GIVEN TASK → Images should be left out, and everything else in the listing reproduced exactly.

RAW DATA →

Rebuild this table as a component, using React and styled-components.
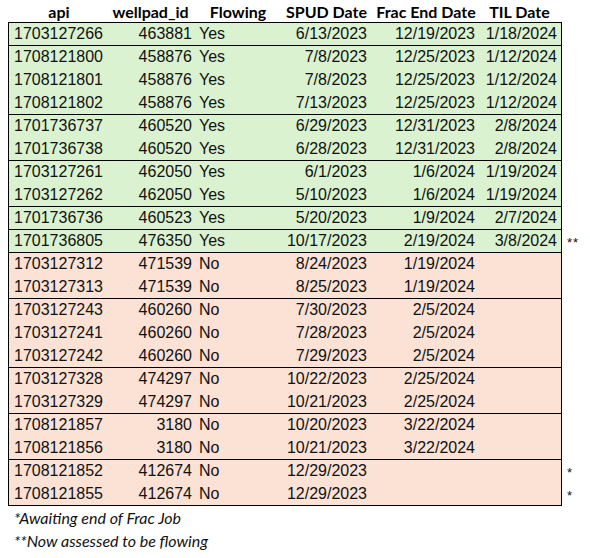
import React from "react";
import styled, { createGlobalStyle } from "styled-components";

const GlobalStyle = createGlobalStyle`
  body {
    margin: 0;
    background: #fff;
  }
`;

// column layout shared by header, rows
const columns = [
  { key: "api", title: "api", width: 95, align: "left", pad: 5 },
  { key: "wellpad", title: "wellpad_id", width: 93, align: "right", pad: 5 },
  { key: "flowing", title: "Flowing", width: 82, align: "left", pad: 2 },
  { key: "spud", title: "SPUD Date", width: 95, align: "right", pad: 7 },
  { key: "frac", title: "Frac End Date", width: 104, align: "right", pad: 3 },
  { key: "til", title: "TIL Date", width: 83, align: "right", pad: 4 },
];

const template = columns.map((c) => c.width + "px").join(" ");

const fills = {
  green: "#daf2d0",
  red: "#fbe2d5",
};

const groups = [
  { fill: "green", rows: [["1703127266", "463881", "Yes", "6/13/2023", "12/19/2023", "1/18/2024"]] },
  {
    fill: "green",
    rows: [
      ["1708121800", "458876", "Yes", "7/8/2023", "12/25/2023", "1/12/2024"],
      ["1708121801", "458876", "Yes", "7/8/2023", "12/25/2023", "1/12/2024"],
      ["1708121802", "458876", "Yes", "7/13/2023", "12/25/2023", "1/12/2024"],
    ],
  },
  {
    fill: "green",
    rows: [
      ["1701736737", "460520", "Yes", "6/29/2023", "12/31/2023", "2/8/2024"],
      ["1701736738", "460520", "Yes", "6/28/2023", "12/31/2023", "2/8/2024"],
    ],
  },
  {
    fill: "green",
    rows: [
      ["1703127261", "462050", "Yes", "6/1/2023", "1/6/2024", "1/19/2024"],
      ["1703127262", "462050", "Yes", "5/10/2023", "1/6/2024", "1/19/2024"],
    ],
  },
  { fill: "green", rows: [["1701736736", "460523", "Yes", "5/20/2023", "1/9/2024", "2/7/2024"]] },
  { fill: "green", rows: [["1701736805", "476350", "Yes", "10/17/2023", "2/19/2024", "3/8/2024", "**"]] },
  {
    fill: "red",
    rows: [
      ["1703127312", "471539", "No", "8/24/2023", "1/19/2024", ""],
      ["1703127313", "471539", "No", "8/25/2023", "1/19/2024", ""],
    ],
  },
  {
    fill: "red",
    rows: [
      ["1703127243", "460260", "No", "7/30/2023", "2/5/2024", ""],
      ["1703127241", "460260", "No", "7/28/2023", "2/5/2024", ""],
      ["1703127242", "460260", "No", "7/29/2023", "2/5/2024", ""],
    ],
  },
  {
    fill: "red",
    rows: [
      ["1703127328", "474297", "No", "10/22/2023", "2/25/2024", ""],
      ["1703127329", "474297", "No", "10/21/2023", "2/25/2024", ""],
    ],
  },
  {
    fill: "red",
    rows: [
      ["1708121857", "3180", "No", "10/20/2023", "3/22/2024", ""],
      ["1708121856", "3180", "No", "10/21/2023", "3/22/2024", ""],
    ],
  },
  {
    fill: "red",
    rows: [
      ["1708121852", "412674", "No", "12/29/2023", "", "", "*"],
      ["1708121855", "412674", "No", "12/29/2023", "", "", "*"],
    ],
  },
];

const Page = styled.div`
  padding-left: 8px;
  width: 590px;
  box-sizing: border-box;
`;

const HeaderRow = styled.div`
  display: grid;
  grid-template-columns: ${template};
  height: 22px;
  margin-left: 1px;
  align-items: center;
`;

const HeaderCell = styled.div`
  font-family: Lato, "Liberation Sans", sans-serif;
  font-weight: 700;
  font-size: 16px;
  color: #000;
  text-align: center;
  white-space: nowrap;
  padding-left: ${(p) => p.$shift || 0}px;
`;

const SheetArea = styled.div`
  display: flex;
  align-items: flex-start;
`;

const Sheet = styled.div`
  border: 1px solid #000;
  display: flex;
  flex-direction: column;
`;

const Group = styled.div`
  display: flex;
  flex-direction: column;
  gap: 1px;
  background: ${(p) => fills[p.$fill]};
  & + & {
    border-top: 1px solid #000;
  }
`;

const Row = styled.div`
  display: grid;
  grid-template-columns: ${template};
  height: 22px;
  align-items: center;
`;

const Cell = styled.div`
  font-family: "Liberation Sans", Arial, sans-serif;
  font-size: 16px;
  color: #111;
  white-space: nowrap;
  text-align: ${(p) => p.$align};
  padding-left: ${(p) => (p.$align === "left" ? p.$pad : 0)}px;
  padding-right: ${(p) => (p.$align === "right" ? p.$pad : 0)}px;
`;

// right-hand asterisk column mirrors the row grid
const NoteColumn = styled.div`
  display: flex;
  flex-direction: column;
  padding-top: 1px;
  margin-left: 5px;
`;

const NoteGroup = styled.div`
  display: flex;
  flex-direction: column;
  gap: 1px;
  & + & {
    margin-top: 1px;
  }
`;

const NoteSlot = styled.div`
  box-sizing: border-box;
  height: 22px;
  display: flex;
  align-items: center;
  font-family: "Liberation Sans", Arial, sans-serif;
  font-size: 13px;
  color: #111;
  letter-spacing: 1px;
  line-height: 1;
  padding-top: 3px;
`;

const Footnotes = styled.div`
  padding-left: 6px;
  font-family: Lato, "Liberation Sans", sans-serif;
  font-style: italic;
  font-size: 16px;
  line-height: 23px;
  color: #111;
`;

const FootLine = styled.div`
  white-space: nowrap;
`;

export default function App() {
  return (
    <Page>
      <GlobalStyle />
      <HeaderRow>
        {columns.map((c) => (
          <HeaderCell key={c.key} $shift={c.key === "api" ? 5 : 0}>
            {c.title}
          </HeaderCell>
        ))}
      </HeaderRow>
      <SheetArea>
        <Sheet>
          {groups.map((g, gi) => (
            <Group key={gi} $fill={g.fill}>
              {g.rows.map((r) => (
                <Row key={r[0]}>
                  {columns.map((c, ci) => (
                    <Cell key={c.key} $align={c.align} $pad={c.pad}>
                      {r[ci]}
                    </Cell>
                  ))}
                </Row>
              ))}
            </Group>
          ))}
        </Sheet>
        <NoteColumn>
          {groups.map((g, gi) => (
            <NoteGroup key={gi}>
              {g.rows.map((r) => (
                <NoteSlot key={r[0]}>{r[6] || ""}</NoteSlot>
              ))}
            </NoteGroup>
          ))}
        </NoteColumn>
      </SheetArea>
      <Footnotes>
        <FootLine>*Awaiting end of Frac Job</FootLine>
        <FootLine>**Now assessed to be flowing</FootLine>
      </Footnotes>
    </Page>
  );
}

OUTPUT →
Rebuild this table as a component, using React and styled-components.
import React from "react";
import styled, { createGlobalStyle } from "styled-components";

const GlobalStyle = createGlobalStyle`
  body {
    margin: 0;
    background: #fff;
  }
`;

// column layout shared by header, rows
const columns = [
  { key: "api", title: "api", width: 95, align: "left", pad: 5 },
  { key: "wellpad", title: "wellpad_id", width: 93, align: "right", pad: 5 },
  { key: "flowing", title: "Flowing", width: 82, align: "left", pad: 2 },
  { key: "spud", title: "SPUD Date", width: 95, align: "right", pad: 7 },
  { key: "frac", title: "Frac End Date", width: 104, align: "right", pad: 3 },
  { key: "til", title: "TIL Date", width: 83, align: "right", pad: 4 },
];

const template = columns.map((c) => c.width + "px").join(" ");

const fills = {
  green: "#daf2d0",
  red: "#fbe2d5",
};

const groups = [
  { fill: "green", rows: [["1703127266", "463881", "Yes", "6/13/2023", "12/19/2023", "1/18/2024"]] },
  {
    fill: "green",
    rows: [
      ["1708121800", "458876", "Yes", "7/8/2023", "12/25/2023", "1/12/2024"],
      ["1708121801", "458876", "Yes", "7/8/2023", "12/25/2023", "1/12/2024"],
      ["1708121802", "458876", "Yes", "7/13/2023", "12/25/2023", "1/12/2024"],
    ],
  },
  {
    fill: "green",
    rows: [
      ["1701736737", "460520", "Yes", "6/29/2023", "12/31/2023", "2/8/2024"],
      ["1701736738", "460520", "Yes", "6/28/2023", "12/31/2023", "2/8/2024"],
    ],
  },
  {
    fill: "green",
    rows: [
      ["1703127261", "462050", "Yes", "6/1/2023", "1/6/2024", "1/19/2024"],
      ["1703127262", "462050", "Yes", "5/10/2023", "1/6/2024", "1/19/2024"],
    ],
  },
  { fill: "green", rows: [["1701736736", "460523", "Yes", "5/20/2023", "1/9/2024", "2/7/2024"]] },
  { fill: "green", rows: [["1701736805", "476350", "Yes", "10/17/2023", "2/19/2024", "3/8/2024", "**"]] },
  {
    fill: "red",
    rows: [
      ["1703127312", "471539", "No", "8/24/2023", "1/19/2024", ""],
      ["1703127313", "471539", "No", "8/25/2023", "1/19/2024", ""],
    ],
  },
  {
    fill: "red",
    rows: [
      ["1703127243", "460260", "No", "7/30/2023", "2/5/2024", ""],
      ["1703127241", "460260", "No", "7/28/2023", "2/5/2024", ""],
      ["1703127242", "460260", "No", "7/29/2023", "2/5/2024", ""],
    ],
  },
  {
    fill: "red",
    rows: [
      ["1703127328", "474297", "No", "10/22/2023", "2/25/2024", ""],
      ["1703127329", "474297", "No", "10/21/2023", "2/25/2024", ""],
    ],
  },
  {
    fill: "red",
    rows: [
      ["1708121857", "3180", "No", "10/20/2023", "3/22/2024", ""],
      ["1708121856", "3180", "No", "10/21/2023", "3/22/2024", ""],
    ],
  },
  {
    fill: "red",
    rows: [
      ["1708121852", "412674", "No", "12/29/2023", "", "", "*"],
      ["1708121855", "412674", "No", "12/29/2023", "", "", "*"],
    ],
  },
];

const Page = styled.div`
  padding-left: 8px;
  width: 590px;
  box-sizing: border-box;
`;

const HeaderRow = styled.div`
  display: grid;
  grid-template-columns: ${template};
  height: 22px;
  margin-left: 1px;
  align-items: center;
`;

const HeaderCell = styled.div`
  font-family: Lato, "Liberation Sans", sans-serif;
  font-weight: 700;
  font-size: 16px;
  color: #000;
  text-align: center;
  white-space: nowrap;
  padding-left: ${(p) => p.$shift || 0}px;
`;

const SheetArea = styled.div`
  display: flex;
  align-items: flex-start;
`;

const Sheet = styled.div`
  border: 1px solid #000;
  display: flex;
  flex-direction: column;
`;

const Group = styled.div`
  display: flex;
  flex-direction: column;
  gap: 1px;
  background: ${(p) => fills[p.$fill]};
  & + & {
    border-top: 1px solid #000;
  }
`;

const Row = styled.div`
  display: grid;
  grid-template-columns: ${template};
  height: 22px;
  align-items: center;
`;

const Cell = styled.div`
  font-family: "Liberation Sans", Arial, sans-serif;
  font-size: 16px;
  color: #111;
  white-space: nowrap;
  text-align: ${(p) => p.$align};
  padding-left: ${(p) => (p.$align === "left" ? p.$pad : 0)}px;
  padding-right: ${(p) => (p.$align === "right" ? p.$pad : 0)}px;
`;

// right-hand asterisk column mirrors the row grid
const NoteColumn = styled.div`
  display: flex;
  flex-direction: column;
  padding-top: 1px;
  margin-left: 5px;
`;

const NoteGroup = styled.div`
  display: flex;
  flex-direction: column;
  gap: 1px;
  & + & {
    margin-top: 1px;
  }
`;

const NoteSlot = styled.div`
  box-sizing: border-box;
  height: 22px;
  display: flex;
  align-items: center;
  font-family: "Liberation Sans", Arial, sans-serif;
  font-size: 13px;
  color: #111;
  letter-spacing: 1px;
  line-height: 1;
  padding-top: 3px;
`;

const Footnotes = styled.div`
  padding-left: 6px;
  font-family: Lato, "Liberation Sans", sans-serif;
  font-style: italic;
  font-size: 16px;
  line-height: 23px;
  color: #111;
`;

const FootLine = styled.div`
  white-space: nowrap;
`;

export default function App() {
  return (
    <Page>
      <GlobalStyle />
      <HeaderRow>
        {columns.map((c) => (
          <HeaderCell key={c.key} $shift={c.key === "api" ? 5 : 0}>
            {c.title}
          </HeaderCell>
        ))}
      </HeaderRow>
      <SheetArea>
        <Sheet>
          {groups.map((g, gi) => (
            <Group key={gi} $fill={g.fill}>
              {g.rows.map((r) => (
                <Row key={r[0]}>
                  {columns.map((c, ci) => (
                    <Cell key={c.key} $align={c.align} $pad={c.pad}>
                      {r[ci]}
                    </Cell>
                  ))}
                </Row>
              ))}
            </Group>
          ))}
        </Sheet>
        <NoteColumn>
          {groups.map((g, gi) => (
            <NoteGroup key={gi}>
              {g.rows.map((r) => (
                <NoteSlot key={r[0]}>{r[6] || ""}</NoteSlot>
              ))}
            </NoteGroup>
          ))}
        </NoteColumn>
      </SheetArea>
      <Footnotes>
        <FootLine>*Awaiting end of Frac Job</FootLine>
        <FootLine>**Now assessed to be flowing</FootLine>
      </Footnotes>
    </Page>
  );
}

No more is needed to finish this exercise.